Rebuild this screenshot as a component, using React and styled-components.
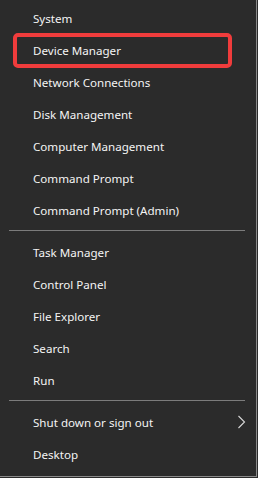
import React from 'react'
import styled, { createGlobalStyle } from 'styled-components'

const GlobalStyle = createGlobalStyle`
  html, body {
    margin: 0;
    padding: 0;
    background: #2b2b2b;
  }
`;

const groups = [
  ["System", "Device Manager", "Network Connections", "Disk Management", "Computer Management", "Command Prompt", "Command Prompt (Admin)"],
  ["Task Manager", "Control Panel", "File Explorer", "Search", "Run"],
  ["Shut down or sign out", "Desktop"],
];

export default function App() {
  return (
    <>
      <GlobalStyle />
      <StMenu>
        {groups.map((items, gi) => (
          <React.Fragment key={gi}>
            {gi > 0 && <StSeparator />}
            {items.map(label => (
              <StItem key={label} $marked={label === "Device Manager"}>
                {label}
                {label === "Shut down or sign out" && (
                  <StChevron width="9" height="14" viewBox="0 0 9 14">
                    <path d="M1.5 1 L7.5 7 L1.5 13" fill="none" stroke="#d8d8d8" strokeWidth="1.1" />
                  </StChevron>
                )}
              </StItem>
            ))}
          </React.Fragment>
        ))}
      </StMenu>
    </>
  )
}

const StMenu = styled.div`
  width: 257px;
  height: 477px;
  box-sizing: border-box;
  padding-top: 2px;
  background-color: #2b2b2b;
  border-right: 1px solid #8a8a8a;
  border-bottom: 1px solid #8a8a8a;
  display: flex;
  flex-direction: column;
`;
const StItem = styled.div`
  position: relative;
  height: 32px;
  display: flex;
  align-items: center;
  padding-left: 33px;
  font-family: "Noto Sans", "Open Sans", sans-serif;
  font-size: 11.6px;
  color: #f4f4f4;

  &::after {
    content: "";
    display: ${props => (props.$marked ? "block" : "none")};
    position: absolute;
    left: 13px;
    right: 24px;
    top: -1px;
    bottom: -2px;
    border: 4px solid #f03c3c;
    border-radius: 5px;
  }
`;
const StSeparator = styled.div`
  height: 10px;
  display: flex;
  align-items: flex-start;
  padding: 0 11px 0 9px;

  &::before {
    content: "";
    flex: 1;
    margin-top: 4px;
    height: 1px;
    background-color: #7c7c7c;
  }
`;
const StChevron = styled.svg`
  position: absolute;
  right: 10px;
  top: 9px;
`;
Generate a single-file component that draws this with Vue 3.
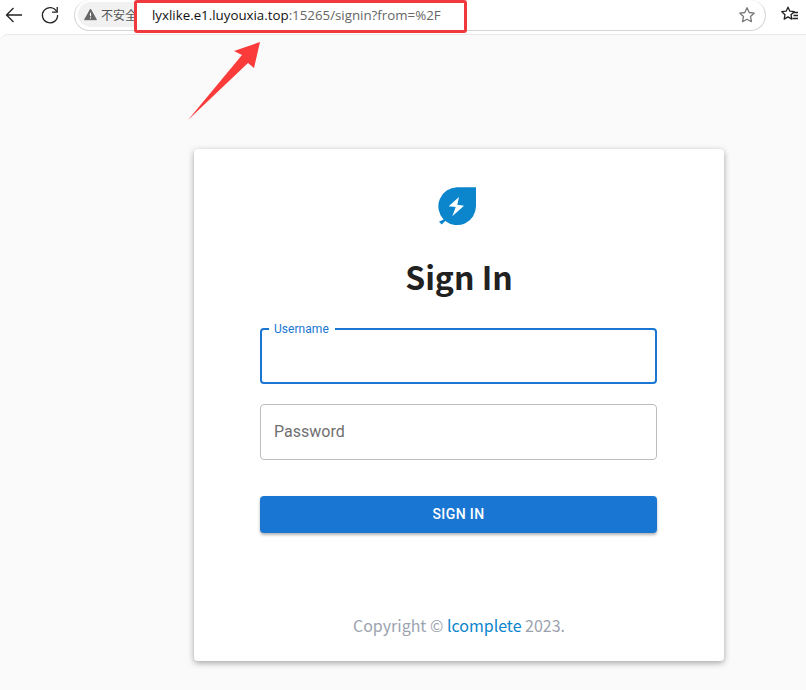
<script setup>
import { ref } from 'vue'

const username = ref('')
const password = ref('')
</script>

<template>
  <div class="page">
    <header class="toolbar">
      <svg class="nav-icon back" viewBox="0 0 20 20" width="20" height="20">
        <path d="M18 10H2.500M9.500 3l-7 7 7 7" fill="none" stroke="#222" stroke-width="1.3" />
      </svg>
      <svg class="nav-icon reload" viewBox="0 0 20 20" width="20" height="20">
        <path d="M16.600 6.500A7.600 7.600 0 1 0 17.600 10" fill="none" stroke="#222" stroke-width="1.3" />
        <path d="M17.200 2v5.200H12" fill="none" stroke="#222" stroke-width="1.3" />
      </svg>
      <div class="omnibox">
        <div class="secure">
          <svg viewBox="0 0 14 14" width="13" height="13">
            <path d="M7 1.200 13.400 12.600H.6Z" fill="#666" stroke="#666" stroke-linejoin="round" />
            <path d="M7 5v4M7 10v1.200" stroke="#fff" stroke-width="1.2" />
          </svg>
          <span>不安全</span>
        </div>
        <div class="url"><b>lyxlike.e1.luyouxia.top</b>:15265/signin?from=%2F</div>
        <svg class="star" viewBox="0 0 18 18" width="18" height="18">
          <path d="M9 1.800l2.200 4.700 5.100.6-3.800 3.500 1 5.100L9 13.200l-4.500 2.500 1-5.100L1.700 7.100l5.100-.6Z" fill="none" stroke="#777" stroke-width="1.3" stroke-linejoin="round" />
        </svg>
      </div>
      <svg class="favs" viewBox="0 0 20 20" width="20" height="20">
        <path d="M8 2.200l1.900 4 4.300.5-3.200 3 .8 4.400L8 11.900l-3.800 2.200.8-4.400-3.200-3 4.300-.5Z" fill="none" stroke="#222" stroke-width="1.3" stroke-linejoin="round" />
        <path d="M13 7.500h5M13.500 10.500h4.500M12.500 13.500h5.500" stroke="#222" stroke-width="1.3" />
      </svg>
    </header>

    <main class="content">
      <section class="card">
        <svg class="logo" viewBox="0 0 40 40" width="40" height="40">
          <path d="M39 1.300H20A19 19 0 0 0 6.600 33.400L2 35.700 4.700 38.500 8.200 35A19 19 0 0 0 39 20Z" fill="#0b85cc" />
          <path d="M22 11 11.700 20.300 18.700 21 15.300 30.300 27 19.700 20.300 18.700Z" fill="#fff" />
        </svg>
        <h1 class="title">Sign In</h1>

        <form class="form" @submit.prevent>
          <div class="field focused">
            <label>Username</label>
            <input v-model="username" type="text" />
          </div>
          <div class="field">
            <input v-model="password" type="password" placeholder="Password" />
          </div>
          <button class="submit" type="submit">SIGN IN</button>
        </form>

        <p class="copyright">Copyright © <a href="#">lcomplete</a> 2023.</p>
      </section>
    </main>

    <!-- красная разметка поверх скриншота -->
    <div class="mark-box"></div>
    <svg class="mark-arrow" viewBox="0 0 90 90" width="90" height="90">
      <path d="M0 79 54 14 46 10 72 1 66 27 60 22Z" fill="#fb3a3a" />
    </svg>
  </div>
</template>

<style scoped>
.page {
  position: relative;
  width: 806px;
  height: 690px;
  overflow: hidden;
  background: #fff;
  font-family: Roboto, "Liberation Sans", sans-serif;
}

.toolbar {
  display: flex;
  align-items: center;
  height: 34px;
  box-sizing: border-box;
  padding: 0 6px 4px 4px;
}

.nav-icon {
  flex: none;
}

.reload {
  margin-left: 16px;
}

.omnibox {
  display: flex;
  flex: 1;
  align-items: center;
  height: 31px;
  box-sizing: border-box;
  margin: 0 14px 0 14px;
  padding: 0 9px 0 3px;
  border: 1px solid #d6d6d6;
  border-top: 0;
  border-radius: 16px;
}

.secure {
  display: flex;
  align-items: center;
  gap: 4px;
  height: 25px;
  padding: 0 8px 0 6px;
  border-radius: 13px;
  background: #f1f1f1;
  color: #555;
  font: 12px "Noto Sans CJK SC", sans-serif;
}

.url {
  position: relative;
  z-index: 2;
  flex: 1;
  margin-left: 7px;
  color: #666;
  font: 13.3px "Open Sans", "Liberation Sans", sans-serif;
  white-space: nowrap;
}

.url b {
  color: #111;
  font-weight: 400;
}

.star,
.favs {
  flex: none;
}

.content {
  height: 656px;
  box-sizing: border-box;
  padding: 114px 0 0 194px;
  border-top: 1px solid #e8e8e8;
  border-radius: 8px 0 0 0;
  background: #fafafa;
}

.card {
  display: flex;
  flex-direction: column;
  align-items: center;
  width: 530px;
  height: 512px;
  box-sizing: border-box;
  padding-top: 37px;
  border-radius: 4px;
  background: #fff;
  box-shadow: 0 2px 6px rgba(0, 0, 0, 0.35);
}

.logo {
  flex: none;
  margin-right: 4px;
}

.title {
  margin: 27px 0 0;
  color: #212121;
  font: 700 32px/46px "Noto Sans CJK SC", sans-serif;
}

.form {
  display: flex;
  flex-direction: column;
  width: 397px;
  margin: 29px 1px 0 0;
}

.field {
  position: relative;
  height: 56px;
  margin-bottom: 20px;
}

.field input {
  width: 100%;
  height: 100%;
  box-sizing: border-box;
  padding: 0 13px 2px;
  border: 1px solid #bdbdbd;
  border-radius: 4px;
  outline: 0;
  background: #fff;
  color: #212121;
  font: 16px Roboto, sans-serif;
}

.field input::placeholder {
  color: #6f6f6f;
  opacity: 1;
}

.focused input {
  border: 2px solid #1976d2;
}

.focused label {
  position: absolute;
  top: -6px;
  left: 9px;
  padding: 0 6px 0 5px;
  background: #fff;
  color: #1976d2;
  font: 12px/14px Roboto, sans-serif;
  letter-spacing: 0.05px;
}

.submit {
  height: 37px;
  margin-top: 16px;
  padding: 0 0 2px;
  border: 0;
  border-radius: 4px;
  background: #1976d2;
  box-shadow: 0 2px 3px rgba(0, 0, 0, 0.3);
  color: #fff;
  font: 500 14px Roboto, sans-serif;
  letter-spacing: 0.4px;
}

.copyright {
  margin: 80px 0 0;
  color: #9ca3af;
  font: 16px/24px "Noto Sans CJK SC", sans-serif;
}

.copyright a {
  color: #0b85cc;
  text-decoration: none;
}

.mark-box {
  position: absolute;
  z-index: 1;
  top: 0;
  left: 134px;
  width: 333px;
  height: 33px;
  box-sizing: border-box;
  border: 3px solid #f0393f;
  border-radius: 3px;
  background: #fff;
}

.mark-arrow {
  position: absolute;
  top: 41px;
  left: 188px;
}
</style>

========

Set down again, exactly, the lines of the material above from its first line to the one with "padding: 0 11px 0 9px;", inclusive. Leave the pictures out.

RESULT OF THE EXERCISE –
Rebuild this screenshot as a component, using React and styled-components.
import React from 'react'
import styled, { createGlobalStyle } from 'styled-components'

const GlobalStyle = createGlobalStyle`
  html, body {
    margin: 0;
    padding: 0;
    background: #2b2b2b;
  }
`;

const groups = [
  ["System", "Device Manager", "Network Connections", "Disk Management", "Computer Management", "Command Prompt", "Command Prompt (Admin)"],
  ["Task Manager", "Control Panel", "File Explorer", "Search", "Run"],
  ["Shut down or sign out", "Desktop"],
];

export default function App() {
  return (
    <>
      <GlobalStyle />
      <StMenu>
        {groups.map((items, gi) => (
          <React.Fragment key={gi}>
            {gi > 0 && <StSeparator />}
            {items.map(label => (
              <StItem key={label} $marked={label === "Device Manager"}>
                {label}
                {label === "Shut down or sign out" && (
                  <StChevron width="9" height="14" viewBox="0 0 9 14">
                    <path d="M1.5 1 L7.5 7 L1.5 13" fill="none" stroke="#d8d8d8" strokeWidth="1.1" />
                  </StChevron>
                )}
              </StItem>
            ))}
          </React.Fragment>
        ))}
      </StMenu>
    </>
  )
}

const StMenu = styled.div`
  width: 257px;
  height: 477px;
  box-sizing: border-box;
  padding-top: 2px;
  background-color: #2b2b2b;
  border-right: 1px solid #8a8a8a;
  border-bottom: 1px solid #8a8a8a;
  display: flex;
  flex-direction: column;
`;
const StItem = styled.div`
  position: relative;
  height: 32px;
  display: flex;
  align-items: center;
  padding-left: 33px;
  font-family: "Noto Sans", "Open Sans", sans-serif;
  font-size: 11.6px;
  color: #f4f4f4;

  &::after {
    content: "";
    display: ${props => (props.$marked ? "block" : "none")};
    position: absolute;
    left: 13px;
    right: 24px;
    top: -1px;
    bottom: -2px;
    border: 4px solid #f03c3c;
    border-radius: 5px;
  }
`;
const StSeparator = styled.div`
  height: 10px;
  display: flex;
  align-items: flex-start;
  padding: 0 11px 0 9px;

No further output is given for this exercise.